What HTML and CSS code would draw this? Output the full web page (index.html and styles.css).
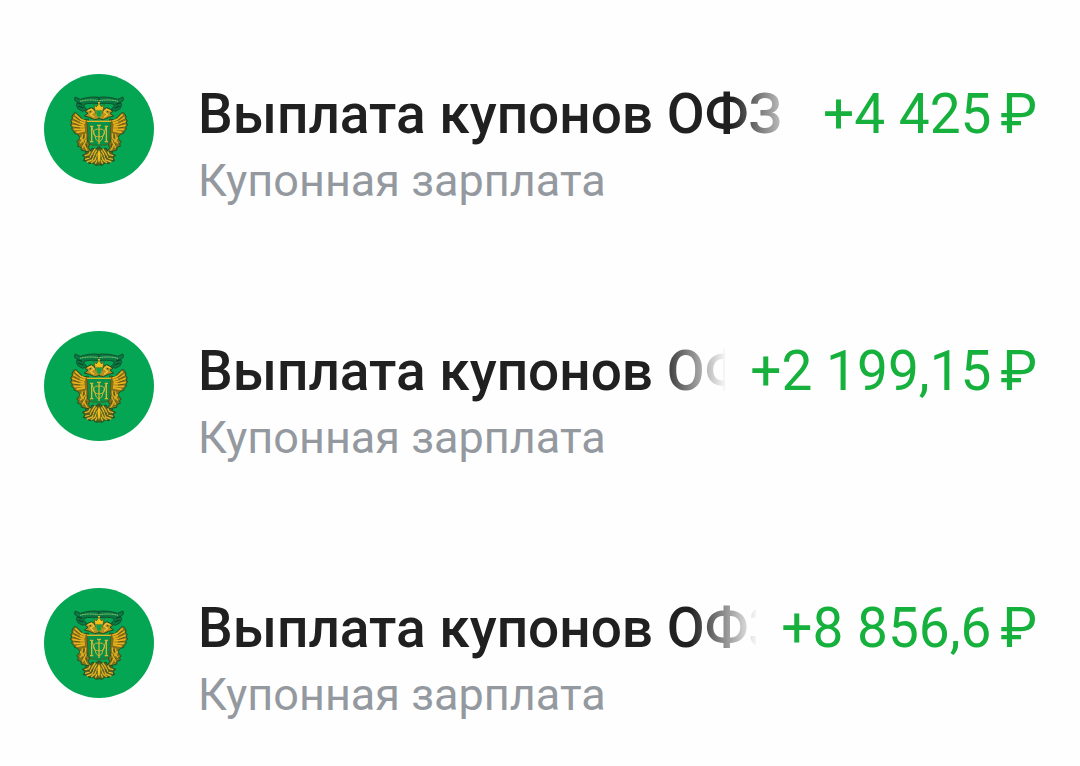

...

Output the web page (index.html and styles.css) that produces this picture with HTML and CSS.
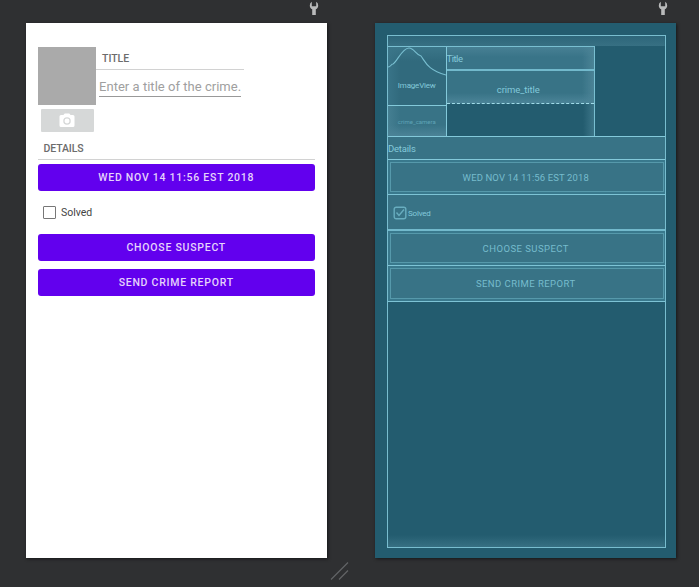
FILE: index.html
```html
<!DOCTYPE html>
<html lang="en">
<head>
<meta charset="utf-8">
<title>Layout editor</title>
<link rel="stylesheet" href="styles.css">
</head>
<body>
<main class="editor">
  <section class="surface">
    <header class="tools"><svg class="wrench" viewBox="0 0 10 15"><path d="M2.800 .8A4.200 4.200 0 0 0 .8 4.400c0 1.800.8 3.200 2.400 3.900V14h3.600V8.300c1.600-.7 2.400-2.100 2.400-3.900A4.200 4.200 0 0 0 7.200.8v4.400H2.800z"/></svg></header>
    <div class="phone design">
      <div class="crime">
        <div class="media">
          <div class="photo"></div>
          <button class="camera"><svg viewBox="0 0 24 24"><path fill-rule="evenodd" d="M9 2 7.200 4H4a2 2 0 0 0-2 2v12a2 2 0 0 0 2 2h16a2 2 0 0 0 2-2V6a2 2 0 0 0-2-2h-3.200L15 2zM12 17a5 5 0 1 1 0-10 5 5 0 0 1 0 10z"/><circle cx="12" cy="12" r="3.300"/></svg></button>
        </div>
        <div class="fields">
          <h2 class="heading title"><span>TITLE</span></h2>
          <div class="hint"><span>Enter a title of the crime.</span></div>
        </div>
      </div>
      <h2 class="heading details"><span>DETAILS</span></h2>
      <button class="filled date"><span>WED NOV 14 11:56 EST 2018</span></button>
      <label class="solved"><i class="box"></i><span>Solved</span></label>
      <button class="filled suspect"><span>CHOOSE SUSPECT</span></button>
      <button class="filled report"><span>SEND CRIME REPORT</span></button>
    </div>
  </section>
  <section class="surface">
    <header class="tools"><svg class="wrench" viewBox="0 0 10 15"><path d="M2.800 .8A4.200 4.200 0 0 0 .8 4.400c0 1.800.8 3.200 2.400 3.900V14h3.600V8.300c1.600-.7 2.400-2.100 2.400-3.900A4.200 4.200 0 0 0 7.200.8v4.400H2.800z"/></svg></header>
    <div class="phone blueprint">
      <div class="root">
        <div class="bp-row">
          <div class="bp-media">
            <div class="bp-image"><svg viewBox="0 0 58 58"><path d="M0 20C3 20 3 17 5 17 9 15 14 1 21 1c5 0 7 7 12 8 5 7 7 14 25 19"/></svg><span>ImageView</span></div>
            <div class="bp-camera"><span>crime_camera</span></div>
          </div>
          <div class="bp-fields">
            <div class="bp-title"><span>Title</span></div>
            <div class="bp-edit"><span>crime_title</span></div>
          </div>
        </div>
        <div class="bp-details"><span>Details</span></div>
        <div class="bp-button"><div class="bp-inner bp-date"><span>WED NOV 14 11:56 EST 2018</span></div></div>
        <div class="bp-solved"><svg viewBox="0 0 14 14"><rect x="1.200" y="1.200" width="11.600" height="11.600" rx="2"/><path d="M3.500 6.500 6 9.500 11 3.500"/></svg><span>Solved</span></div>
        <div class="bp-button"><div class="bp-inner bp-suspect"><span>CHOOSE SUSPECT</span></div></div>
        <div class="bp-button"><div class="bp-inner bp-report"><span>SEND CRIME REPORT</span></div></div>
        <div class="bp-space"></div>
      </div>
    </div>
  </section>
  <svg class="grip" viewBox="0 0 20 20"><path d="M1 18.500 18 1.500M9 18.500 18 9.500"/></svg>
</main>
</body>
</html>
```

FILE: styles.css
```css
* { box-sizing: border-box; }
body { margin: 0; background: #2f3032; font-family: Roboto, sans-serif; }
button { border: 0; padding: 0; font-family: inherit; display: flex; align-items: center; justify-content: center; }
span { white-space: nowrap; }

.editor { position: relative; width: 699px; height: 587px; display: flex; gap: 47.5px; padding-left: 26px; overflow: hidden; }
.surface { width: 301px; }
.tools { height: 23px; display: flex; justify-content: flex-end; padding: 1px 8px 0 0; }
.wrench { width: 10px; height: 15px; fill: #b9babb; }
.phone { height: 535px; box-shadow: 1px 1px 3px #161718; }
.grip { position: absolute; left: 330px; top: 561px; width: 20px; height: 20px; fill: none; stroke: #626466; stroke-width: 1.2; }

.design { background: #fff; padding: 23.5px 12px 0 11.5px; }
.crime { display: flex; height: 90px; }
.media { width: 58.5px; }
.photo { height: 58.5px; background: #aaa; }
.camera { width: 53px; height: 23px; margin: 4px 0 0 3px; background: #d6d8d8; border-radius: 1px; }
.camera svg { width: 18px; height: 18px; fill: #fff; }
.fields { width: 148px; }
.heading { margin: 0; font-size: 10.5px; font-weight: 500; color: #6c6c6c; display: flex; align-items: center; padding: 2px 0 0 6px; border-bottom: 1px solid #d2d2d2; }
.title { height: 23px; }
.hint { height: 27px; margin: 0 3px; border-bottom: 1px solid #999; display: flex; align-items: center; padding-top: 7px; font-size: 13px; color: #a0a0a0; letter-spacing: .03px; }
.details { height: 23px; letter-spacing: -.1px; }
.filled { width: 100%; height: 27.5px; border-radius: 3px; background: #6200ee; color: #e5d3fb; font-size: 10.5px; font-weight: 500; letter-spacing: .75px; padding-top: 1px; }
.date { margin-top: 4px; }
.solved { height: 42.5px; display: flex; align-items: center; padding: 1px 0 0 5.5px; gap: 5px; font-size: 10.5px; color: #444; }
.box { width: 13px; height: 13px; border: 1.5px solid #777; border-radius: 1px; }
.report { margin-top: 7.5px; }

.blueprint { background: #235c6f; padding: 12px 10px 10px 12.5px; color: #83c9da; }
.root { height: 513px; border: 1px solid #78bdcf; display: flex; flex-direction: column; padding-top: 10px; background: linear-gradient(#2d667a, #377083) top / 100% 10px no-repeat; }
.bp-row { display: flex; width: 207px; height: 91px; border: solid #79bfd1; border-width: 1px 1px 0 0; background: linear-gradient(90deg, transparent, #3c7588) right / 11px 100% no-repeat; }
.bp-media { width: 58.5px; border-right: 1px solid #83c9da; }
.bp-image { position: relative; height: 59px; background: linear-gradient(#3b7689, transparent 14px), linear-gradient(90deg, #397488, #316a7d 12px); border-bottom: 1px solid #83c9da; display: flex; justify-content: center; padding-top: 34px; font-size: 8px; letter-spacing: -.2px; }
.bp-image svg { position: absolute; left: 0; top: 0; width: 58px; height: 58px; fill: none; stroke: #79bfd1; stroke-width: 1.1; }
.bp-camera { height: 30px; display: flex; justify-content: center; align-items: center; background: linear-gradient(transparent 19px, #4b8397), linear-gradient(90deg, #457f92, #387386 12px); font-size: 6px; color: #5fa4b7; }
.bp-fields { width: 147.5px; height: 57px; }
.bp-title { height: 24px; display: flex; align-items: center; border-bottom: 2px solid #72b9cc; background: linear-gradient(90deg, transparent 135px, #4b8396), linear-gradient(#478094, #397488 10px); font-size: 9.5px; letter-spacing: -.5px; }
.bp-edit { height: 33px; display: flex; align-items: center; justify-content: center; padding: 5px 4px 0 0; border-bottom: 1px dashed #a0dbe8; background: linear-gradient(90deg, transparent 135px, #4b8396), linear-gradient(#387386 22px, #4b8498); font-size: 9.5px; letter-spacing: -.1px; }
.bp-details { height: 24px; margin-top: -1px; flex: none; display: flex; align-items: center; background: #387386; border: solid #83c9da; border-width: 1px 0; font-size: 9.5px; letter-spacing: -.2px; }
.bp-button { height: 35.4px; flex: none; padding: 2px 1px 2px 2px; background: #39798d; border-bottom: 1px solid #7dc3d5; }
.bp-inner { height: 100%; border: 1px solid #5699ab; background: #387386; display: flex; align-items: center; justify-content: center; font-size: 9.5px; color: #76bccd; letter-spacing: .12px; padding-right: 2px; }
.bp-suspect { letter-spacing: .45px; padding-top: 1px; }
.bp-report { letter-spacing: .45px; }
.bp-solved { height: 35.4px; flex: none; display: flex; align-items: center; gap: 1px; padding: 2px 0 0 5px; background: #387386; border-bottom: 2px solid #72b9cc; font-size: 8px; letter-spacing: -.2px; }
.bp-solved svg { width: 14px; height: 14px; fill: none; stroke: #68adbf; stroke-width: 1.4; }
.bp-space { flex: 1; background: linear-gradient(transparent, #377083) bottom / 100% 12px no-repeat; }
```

==

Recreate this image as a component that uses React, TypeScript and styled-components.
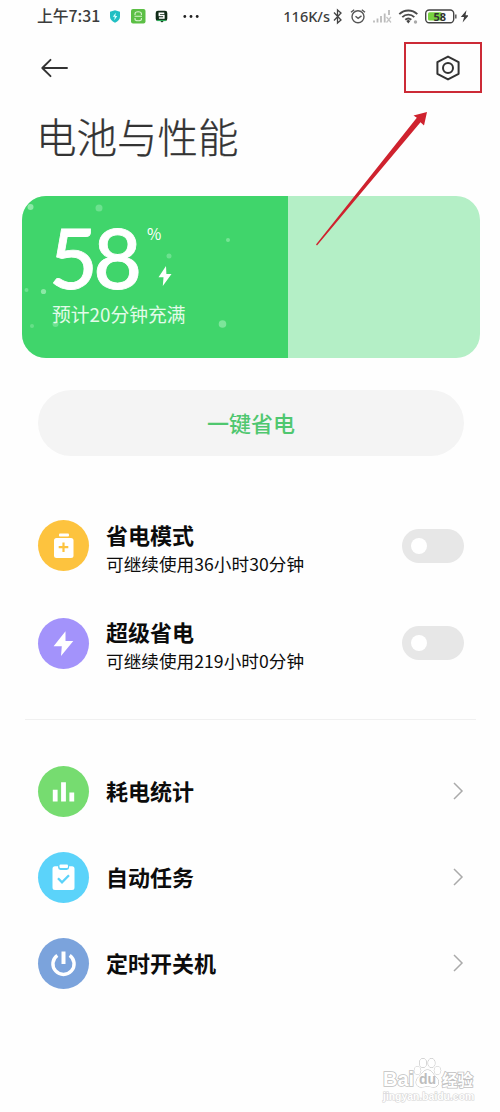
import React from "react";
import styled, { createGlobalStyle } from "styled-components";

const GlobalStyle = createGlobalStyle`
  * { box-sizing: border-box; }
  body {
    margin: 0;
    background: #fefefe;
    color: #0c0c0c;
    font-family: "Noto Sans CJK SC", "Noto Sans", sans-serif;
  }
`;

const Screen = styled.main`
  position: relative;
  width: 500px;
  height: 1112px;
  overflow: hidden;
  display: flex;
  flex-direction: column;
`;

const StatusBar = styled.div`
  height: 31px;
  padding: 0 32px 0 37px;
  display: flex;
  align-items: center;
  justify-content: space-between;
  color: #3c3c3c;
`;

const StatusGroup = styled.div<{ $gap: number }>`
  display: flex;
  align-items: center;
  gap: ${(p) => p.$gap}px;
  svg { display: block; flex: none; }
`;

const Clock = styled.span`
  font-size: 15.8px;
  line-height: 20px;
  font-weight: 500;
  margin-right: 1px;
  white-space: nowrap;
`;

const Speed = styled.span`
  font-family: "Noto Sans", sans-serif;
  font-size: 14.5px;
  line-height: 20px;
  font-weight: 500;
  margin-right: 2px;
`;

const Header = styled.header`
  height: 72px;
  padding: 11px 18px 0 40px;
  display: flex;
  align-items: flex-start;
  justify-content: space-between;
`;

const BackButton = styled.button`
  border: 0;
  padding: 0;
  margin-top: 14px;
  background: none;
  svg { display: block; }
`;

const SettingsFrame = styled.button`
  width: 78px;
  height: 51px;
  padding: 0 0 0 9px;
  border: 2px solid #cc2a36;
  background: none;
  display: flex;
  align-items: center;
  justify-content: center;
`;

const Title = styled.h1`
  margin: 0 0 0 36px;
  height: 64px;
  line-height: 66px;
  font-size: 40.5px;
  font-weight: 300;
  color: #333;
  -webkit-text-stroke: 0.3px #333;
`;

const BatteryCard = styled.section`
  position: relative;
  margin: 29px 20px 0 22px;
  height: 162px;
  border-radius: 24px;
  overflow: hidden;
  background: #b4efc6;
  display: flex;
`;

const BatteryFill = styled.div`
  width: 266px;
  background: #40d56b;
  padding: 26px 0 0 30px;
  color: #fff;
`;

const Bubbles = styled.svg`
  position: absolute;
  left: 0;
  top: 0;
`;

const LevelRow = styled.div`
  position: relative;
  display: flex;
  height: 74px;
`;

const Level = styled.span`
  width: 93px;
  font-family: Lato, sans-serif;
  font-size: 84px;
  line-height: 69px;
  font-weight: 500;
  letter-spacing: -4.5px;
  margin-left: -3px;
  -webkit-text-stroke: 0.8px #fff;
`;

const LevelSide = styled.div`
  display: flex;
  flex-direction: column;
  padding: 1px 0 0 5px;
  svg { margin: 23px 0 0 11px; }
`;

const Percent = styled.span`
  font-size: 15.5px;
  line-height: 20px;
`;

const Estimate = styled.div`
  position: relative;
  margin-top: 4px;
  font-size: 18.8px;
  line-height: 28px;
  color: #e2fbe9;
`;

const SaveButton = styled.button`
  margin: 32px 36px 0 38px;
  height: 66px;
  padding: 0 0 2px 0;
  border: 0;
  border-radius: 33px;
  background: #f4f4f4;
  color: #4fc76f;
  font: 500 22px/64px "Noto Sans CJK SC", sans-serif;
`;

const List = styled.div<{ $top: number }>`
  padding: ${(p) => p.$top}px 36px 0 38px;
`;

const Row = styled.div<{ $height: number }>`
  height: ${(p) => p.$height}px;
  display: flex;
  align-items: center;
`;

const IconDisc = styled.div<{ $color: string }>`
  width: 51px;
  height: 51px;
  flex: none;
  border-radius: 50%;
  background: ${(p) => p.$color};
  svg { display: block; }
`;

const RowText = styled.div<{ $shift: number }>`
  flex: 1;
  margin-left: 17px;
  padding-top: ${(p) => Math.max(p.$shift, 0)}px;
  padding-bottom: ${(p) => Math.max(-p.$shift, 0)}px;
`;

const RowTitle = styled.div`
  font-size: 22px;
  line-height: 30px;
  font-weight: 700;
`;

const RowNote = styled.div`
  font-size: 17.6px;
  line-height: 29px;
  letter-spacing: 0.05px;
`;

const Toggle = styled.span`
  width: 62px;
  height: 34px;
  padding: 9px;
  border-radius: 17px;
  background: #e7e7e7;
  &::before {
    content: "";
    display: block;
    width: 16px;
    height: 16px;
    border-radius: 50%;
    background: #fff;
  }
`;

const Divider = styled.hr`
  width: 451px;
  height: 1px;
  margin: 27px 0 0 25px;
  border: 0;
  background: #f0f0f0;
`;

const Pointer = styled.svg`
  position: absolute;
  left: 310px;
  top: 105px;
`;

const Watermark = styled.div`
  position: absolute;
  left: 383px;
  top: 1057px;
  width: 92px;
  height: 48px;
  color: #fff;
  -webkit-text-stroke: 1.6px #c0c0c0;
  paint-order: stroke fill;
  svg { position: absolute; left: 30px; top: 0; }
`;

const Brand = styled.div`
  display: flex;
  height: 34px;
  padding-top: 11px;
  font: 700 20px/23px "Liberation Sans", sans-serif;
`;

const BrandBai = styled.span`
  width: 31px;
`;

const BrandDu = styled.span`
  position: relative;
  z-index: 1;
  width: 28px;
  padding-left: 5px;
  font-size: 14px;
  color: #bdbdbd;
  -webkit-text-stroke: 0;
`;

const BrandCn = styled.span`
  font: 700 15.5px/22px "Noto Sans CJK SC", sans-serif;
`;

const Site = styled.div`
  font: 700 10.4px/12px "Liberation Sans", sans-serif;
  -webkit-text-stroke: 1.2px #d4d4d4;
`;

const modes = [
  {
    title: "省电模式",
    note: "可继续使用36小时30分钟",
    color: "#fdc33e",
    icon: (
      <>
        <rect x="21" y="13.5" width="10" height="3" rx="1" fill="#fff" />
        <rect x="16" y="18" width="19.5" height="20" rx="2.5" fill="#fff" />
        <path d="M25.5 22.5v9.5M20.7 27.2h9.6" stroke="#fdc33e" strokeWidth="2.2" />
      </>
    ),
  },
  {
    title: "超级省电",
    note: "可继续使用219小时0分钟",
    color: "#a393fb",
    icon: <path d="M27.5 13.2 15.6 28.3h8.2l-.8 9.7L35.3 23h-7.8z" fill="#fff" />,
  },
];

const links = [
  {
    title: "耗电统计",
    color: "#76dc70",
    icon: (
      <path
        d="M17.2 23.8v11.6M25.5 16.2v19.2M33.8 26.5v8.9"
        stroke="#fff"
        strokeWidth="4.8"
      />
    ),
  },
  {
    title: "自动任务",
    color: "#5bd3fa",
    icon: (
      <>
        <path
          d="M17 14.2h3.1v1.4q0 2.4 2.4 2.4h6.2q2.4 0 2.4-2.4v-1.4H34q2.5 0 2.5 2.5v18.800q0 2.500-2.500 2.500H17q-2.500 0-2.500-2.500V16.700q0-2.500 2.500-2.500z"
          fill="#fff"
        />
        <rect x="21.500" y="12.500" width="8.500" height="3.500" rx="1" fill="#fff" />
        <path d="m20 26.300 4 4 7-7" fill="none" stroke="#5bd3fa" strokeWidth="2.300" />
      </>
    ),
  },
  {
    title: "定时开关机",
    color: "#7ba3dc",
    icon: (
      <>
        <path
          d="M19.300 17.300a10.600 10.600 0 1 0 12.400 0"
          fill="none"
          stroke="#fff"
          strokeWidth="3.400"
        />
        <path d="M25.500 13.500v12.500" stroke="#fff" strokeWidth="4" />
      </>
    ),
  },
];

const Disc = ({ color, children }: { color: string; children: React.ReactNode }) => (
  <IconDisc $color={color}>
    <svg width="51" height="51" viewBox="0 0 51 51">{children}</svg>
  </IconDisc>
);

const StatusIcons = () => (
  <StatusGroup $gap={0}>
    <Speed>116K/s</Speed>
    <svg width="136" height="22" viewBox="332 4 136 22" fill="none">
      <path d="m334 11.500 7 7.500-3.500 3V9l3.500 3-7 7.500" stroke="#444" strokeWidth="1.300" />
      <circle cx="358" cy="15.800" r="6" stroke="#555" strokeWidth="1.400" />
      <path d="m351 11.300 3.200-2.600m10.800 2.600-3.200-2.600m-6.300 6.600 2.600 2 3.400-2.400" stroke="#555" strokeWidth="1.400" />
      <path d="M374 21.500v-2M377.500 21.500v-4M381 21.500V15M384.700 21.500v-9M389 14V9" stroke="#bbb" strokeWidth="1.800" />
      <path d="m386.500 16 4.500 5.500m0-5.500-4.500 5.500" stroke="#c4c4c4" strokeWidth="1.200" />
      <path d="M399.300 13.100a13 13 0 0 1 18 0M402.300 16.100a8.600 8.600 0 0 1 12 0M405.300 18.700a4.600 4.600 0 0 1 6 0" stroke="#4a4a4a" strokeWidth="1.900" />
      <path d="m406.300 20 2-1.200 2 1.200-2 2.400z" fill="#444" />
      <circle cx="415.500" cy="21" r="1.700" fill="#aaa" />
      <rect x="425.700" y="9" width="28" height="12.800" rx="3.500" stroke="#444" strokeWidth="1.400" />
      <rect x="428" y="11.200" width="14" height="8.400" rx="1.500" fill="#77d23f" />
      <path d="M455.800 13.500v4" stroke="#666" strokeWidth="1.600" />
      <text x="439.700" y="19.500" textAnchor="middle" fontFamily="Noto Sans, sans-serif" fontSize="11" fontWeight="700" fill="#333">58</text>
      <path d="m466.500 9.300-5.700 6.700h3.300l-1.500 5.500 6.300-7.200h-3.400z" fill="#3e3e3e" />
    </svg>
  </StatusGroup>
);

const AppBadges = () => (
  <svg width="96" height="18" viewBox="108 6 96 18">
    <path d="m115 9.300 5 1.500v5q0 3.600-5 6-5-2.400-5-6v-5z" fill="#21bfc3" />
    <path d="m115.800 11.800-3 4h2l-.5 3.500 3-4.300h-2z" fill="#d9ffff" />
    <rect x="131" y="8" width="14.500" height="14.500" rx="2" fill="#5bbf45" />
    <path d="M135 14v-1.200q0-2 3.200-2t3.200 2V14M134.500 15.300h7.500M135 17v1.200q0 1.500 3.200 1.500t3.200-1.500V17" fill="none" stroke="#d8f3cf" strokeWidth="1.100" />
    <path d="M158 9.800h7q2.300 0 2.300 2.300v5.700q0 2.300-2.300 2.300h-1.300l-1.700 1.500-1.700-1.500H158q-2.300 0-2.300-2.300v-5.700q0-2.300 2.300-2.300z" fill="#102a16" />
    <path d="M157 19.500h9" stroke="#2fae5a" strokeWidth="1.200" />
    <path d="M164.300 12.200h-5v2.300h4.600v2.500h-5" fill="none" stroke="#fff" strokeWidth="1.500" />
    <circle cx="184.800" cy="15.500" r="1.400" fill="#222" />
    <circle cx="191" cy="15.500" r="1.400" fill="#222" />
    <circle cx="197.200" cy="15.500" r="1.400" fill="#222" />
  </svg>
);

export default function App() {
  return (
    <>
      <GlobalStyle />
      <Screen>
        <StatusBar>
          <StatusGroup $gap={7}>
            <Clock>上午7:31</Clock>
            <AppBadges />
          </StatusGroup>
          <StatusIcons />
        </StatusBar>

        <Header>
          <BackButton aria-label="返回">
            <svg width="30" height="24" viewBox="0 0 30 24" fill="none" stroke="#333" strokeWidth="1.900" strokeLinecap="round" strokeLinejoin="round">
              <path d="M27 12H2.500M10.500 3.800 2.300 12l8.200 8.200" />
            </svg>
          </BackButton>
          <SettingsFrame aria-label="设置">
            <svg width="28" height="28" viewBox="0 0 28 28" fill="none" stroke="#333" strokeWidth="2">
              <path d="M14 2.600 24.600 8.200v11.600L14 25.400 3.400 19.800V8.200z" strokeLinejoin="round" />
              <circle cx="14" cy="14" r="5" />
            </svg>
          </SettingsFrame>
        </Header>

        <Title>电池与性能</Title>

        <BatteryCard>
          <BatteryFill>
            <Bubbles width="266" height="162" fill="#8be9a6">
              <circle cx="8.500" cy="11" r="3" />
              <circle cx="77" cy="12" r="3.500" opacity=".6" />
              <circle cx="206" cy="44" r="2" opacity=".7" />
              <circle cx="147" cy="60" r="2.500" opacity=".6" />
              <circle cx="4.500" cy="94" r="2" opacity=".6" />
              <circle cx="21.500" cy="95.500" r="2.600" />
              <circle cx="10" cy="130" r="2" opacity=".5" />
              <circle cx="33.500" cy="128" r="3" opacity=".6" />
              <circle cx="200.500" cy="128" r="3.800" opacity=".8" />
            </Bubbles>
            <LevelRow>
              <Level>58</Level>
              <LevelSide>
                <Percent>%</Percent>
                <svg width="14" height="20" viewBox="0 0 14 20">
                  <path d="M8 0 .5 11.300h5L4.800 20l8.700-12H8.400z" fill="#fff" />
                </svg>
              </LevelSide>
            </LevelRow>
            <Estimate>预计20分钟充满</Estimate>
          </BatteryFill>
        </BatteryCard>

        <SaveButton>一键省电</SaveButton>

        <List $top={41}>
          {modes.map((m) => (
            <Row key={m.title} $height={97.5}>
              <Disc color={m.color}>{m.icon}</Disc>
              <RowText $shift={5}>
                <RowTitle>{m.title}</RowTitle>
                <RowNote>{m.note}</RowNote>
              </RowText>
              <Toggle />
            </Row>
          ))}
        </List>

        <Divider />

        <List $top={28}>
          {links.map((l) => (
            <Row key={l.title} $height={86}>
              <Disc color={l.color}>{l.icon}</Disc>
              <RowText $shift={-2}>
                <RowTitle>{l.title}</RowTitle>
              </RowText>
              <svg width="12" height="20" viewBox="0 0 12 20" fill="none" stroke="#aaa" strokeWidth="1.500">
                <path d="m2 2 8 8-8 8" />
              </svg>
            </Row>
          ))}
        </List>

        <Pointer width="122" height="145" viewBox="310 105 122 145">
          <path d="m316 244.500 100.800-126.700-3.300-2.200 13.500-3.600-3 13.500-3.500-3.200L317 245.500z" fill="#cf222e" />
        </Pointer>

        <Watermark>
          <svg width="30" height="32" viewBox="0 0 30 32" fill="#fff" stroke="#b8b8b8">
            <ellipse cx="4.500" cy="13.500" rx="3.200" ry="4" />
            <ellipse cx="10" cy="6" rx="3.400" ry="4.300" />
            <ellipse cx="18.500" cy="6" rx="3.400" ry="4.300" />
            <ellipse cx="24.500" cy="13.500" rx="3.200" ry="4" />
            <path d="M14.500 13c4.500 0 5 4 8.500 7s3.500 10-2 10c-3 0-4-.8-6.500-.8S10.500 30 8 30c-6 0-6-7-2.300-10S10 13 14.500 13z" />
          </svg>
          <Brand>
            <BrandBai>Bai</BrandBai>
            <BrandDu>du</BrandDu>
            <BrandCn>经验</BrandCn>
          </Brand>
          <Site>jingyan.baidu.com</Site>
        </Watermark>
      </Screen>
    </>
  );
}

WORK TO DO: Check each line above for the string "React" and show the ones that have it.

RESULT BELOW:
Recreate this image as a component that uses React, TypeScript and styled-components.
import React from "react";
const Disc = ({ color, children }: { color: string; children: React.ReactNode }) => (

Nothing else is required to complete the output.